Directive. Of all the lines in the material, how many include the word "components"? Give only the number.

Given information.
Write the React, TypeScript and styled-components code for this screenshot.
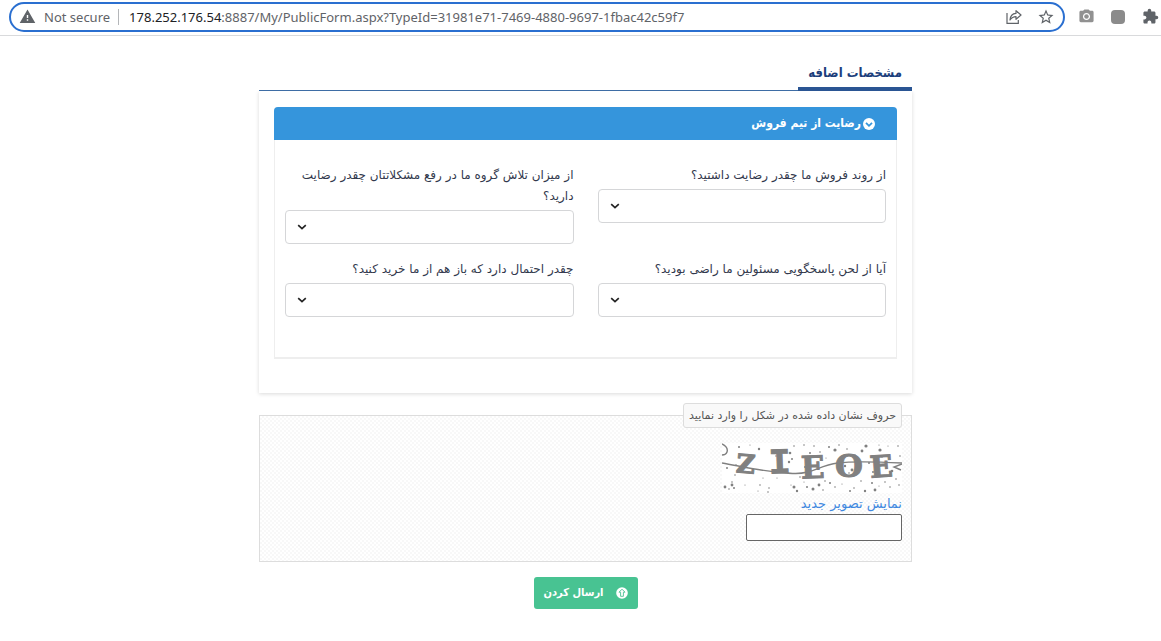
import React from "react";
import styled, { createGlobalStyle } from "styled-components";
import { MdCameraAlt, MdExtension, MdStarBorder, MdWarning } from "react-icons/md";

const GlobalStyle = createGlobalStyle`
  *, *::before, *::after { box-sizing: border-box; }
  body {
    margin: 0;
    background: #fff;
    color: #32394d;
    font-family: "DejaVu Sans", sans-serif;
    font-size: 12px;
    line-height: 21px;
  }
`;

const BrowserBar = styled.header`
  display: flex;
  align-items: center;
  gap: 11px;
  height: 36px;
  padding: 0 1px 2px 9px;
  border-bottom: 1px solid #d9dadc;
  color: #5f6368;
  overflow: hidden;
`;

const AddressBar = styled.div`
  display: flex;
  flex: 1;
  align-items: center;
  min-width: 0;
  height: 30px;
  padding: 0 7px 0 8px;
  border: 2px solid #2a6fd0;
  border-radius: 15px;
  font-family: "Noto Sans", "Open Sans", sans-serif;
  font-size: 13px;
  line-height: 20px;
  white-space: nowrap;
`;

const Security = styled.span`
  padding: 0 8px;
  border-right: 1px solid #b4b6b9;
  line-height: 16px;
`;

const Url = styled.span`
  flex: 1;
  overflow: hidden;
  padding-left: 10px;
`;

const Host = styled.span`
  color: #202124;
`;

const IconButton = styled.button`
  display: flex;
  align-items: center;
  justify-content: center;
  width: 20px;
  height: 20px;
  padding: 0;
  border: 0;
  background: none;
  color: ${(p) => p.color || "#5f6368"};
`;

const IconGroup = styled.div`
  display: flex;
  gap: 12px;
`;

const Page = styled.main`
  padding: 20px 0 20px 10px;
`;

const Form = styled.form`
  display: flex;
  flex-direction: column;
  max-width: 653px;
  margin: 0 auto;
`;

const TabList = styled.div`
  display: flex;
  border-bottom: 1px solid #3e6da5;
`;

const Tab = styled.button`
  height: 35px;
  margin-bottom: -1px;
  padding: 2px 10px 0;
  border: 0;
  border-bottom: 4px solid #2a5593;
  background: none;
  color: #1d3f7c;
  font: bold 13px/28px "DejaVu Sans Condensed", "DejaVu Sans", sans-serif;
`;

const Panel = styled.section`
  padding: 16px 15px 34px;
  box-shadow: 0 1px 4px rgba(0, 0, 0, 0.15);
  clip-path: inset(0 -6px -6px -6px);
`;

const Card = styled.div`
  border: solid #eee;
  border-width: 0 1px 2px;
  border-radius: 4px 4px 0 0;
`;

const CardTitle = styled.h2`
  display: flex;
  align-items: center;
  gap: 2px;
  height: 33px;
  margin: 0 -1px;
  padding: 0 22px;
  border-radius: 4px 4px 0 0;
  background: #3595dc;
  color: #fff;
  font-family: "DejaVu Sans Condensed", "DejaVu Sans", sans-serif;
  font-size: 12px;
  font-weight: bold;
`;

const Questions = styled.div`
  display: grid;
  grid-template-columns: 1fr 1fr;
  gap: 15px 24px;
  padding: 25px 10px 40px;
`;

const Field = styled.div`
  display: flex;
  flex-direction: column;
  gap: 3px;
`;

const SelectBox = styled.div`
  position: relative;
  display: flex;
`;

const Select = styled.select`
  appearance: none;
  width: 100%;
  height: 34px;
  padding: 0 12px;
  border: 1px solid #d5d6d8;
  border-radius: 4px;
  background: #fff;
  font: inherit;
`;

const SelectArrow = styled.svg`
  position: absolute;
  left: 12px;
  top: 12px;
  pointer-events: none;
`;

const CaptchaBox = styled.fieldset`
  display: flex;
  flex-direction: column;
  align-items: flex-start;
  min-width: 0;
  margin: 10px 0 15px;
  padding: 15px 9px 20px;
  border: 1px solid #ddd;
  background: repeating-conic-gradient(#f8f8f8 0% 25%, #fff 0% 50%) 0 0 / 4px 4px;
`;

const CaptchaLegend = styled.legend`
  padding: 0 5px;
  border: 1px solid #ddd;
  border-radius: 3px;
  background: #f9f9f9;
  color: #555;
  font-size: 11px;
  line-height: 23px;
`;

const CaptchaImage = styled.svg`
  display: block;
  background: #fff;
`;

const RefreshLink = styled.a`
  color: #4088e0;
  font-size: 13px;
  text-decoration: none;
`;

const CaptchaInput = styled.input`
  width: 156px;
  height: 27px;
  border: 1px solid #666;
  border-radius: 2px;
  background: #fff;
`;

const SubmitButton = styled.button`
  display: flex;
  align-items: center;
  align-self: center;
  gap: 12px;
  height: 32px;
  padding: 0 10px;
  border: 0;
  border-radius: 3px;
  background: #48c392;
  color: #fff;
  font: bold 11px/20px "DejaVu Sans Condensed", "DejaVu Sans", sans-serif;
`;

const questions = [
  { id: "sales", label: "از روند فروش ما چقدر رضایت داشتید؟" },
  { id: "effort", label: "از میزان تلاش گروه ما در رفع مشکلاتتان چقدر رضایت دارید؟" },
  { id: "tone", label: "آیا از لحن پاسخگویی مسئولین ما راضی بودید؟" },
  { id: "again", label: "چقدر احتمال دارد که باز هم از ما خرید کنید؟" },
];

const letters = [
  { char: "Z", x: 23, y: 30, angle: 5, size: 26, font: "DejaVu Serif" },
  { char: "I", x: 58, y: 30, angle: -2, size: 36, font: "Liberation Mono" },
  { char: "E", x: 91, y: 35, angle: -2, size: 31, font: "DejaVu Serif" },
  { char: "O", x: 127, y: 34, angle: 0, size: 32, font: "DejaVu Serif" },
  { char: "E", x: 160, y: 34, angle: -4, size: 30, font: "DejaVu Serif" },
];

// Speckles: x, y, radius
const specks = [
  [17, 4, 1], [37, 6, 1.2], [28, 2, 0.6], [54, 13, 0.8], [72, 3, 0.8], [82, 2, 0.8], [92, 3, 0.8], [88, 10, 1],
  [98, 9, 0.8], [107, 4, 1], [113, 7, 1.6], [117, 2, 0.8], [125, 6, 0.8], [133, 12, 0.8], [140, 8, 1.4], [144, 3, 1.6],
  [158, 7, 1.6], [160, 14, 0.8], [166, 3, 0.6], [176, 3, 0.8], [157, 2, 0.6], [104, 15, 0.6], [70, 16, 1],
  [68, 10, 1.3], [67, 19, 1.2], [5, 25, 1], [13, 32, 0.8], [14, 22, 0.8], [3, 44, 1.4], [7, 46, 0.8],
  [10, 42, 1.4], [12, 45, 1], [10, 39, 0.8], [23, 42, 0.6], [38, 42, 0.8], [47, 45, 0.8], [36, 48, 0.6],
  [46, 49, 0.8], [41, 35, 0.6], [55, 35, 0.6], [72, 44, 1.5], [75, 48, 1.2], [69, 42, 0.6], [85, 44, 1],
  [82, 39, 0.6], [91, 46, 1.5], [97, 42, 1.4], [101, 47, 0.8], [103, 38, 0.8], [108, 40, 1], [113, 44, 0.8],
  [120, 41, 0.6], [128, 48, 1], [132, 45, 0.8], [143, 48, 1.2], [139, 38, 0.8], [150, 40, 1], [153, 47, 1.4],
  [157, 43, 0.6], [163, 39, 0.8], [168, 44, 0.8], [174, 36, 0.8], [177, 42, 0.8], [123, 23, 1.2], [130, 27, 1.4],
  [127, 30, 0.8], [151, 29, 1], [147, 20, 1], [170, 28, 1.3], [83, 24, 1], [78, 34, 0.8], [178, 13, 0.8],
];

function ShareIcon() {
  return (
    <svg width="18" height="18" viewBox="0 0 18 18" fill="none" stroke="currentColor" strokeWidth="1.200" aria-hidden="true">
      <path d="M2 5V15.300H13.300V12" />
      <path d="M5 12C5.300 8 7.500 5.600 11 5.400V2.600L16 7L11 11.300V8.600C8.500 8.600 6.600 9.600 5 12Z" strokeLinejoin="round" />
    </svg>
  );
}

function ChevronCircle() {
  return (
    <svg width="12" height="12" viewBox="0 0 12 12" fill="none" aria-hidden="true">
      <circle cx="6" cy="6" r="6" fill="#fff" />
      <path d="M3 4.800L6 7.800L9 4.800" stroke="#3595dc" strokeWidth="1.800" />
    </svg>
  );
}

function UploadCircle() {
  return (
    <svg width="12" height="12" viewBox="0 0 12 12" fill="none" aria-hidden="true">
      <circle cx="6" cy="6" r="5.800" fill="#fff" />
      <path d="M6 2.200L9 5.200H7.400V9.300H4.600V5.200H3Z" stroke="#48c392" strokeWidth="0.900" />
    </svg>
  );
}

function Captcha() {
  return (
    <CaptchaImage width="180" height="50" viewBox="0 0 180 50" direction="ltr" role="img" aria-label="کد امنیتی">
      <g fill="#808080">
        {specks.map(([x, y, r], i) => (
          <circle key={i} cx={x} cy={y} r={r} />
        ))}
      </g>
      <g fill="#808080" stroke="#808080" strokeWidth="1" fontWeight="bold" textAnchor="middle">
        {letters.map((l, i) => (
          <text
            key={i}
            x={l.x}
            y={l.y}
            fontFamily={`${l.font}, serif`}
            fontSize={l.size}
            transform={`rotate(${l.angle} ${l.x} ${l.y})`}
          >
            {l.char}
          </text>
        ))}
      </g>
      <g fill="none" stroke="#808080" strokeWidth="1.400">
        <path d="M0 20C22 24 35 27 54 29S77 31 86 29S101 22 116 20S160 19 180 20" />
        <path d="M0 1C4 3 6 6 5 9S2 12 0 12M180 21L172 24L179 27" />
      </g>
    </CaptchaImage>
  );
}

export default function App() {
  return (
    <>
      <GlobalStyle />
      <BrowserBar>
        <AddressBar>
          <MdWarning size={17} aria-hidden="true" />
          <Security>Not secure</Security>
          <Url>
            <Host>178.252.176.54</Host>:8887/My/PublicForm.aspx?TypeId=31981e71-7469-4880-9697-1fbac42c59f7
          </Url>
          <IconGroup>
            <IconButton type="button" aria-label="Share"><ShareIcon /></IconButton>
            <IconButton type="button" aria-label="Bookmark"><MdStarBorder size={18} /></IconButton>
          </IconGroup>
        </AddressBar>
        <IconGroup>
          <IconButton type="button" color="#919191" aria-label="Screenshot"><MdCameraAlt size={17} /></IconButton>
          <IconButton type="button" color="#8b8b8b" aria-label="Extension">
            <svg width="14" height="14" aria-hidden="true"><rect width="14" height="14" rx="4" fill="currentColor" /></svg>
          </IconButton>
          <IconButton type="button" aria-label="Extensions"><MdExtension size={17} /></IconButton>
        </IconGroup>
      </BrowserBar>
      <Page dir="rtl" lang="fa">
        <Form onSubmit={(e) => e.preventDefault()}>
          <TabList role="tablist">
            <Tab type="button" role="tab" aria-selected="true">مشخصات اضافه</Tab>
          </TabList>
          <Panel role="tabpanel">
            <Card>
              <CardTitle><ChevronCircle />رضایت از تیم فروش</CardTitle>
              <Questions>
                {questions.map((q) => (
                  <Field key={q.id}>
                    <label htmlFor={q.id}>{q.label}</label>
                    <SelectBox>
                      <Select id={q.id} />
                      <SelectArrow width="10" height="10" viewBox="0 0 10 10" fill="none" stroke="#222" strokeWidth="1.700">
                        <path d="M1.200 3.200L5 6.600L8.800 3.200" />
                      </SelectArrow>
                    </SelectBox>
                  </Field>
                ))}
              </Questions>
            </Card>
          </Panel>
          <CaptchaBox>
            <CaptchaLegend>حروف نشان داده شده در شکل را وارد نمایید</CaptchaLegend>
            <Captcha />
            <RefreshLink href="#captcha">نمایش تصویر جدید</RefreshLink>
            <CaptchaInput id="captcha" type="text" aria-label="حروف نشان داده شده در شکل را وارد نمایید" />
          </CaptchaBox>
          <SubmitButton type="submit"><UploadCircle />ارسال کردن</SubmitButton>
        </Form>
      </Page>
    </>
  );
}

Response to this task. 2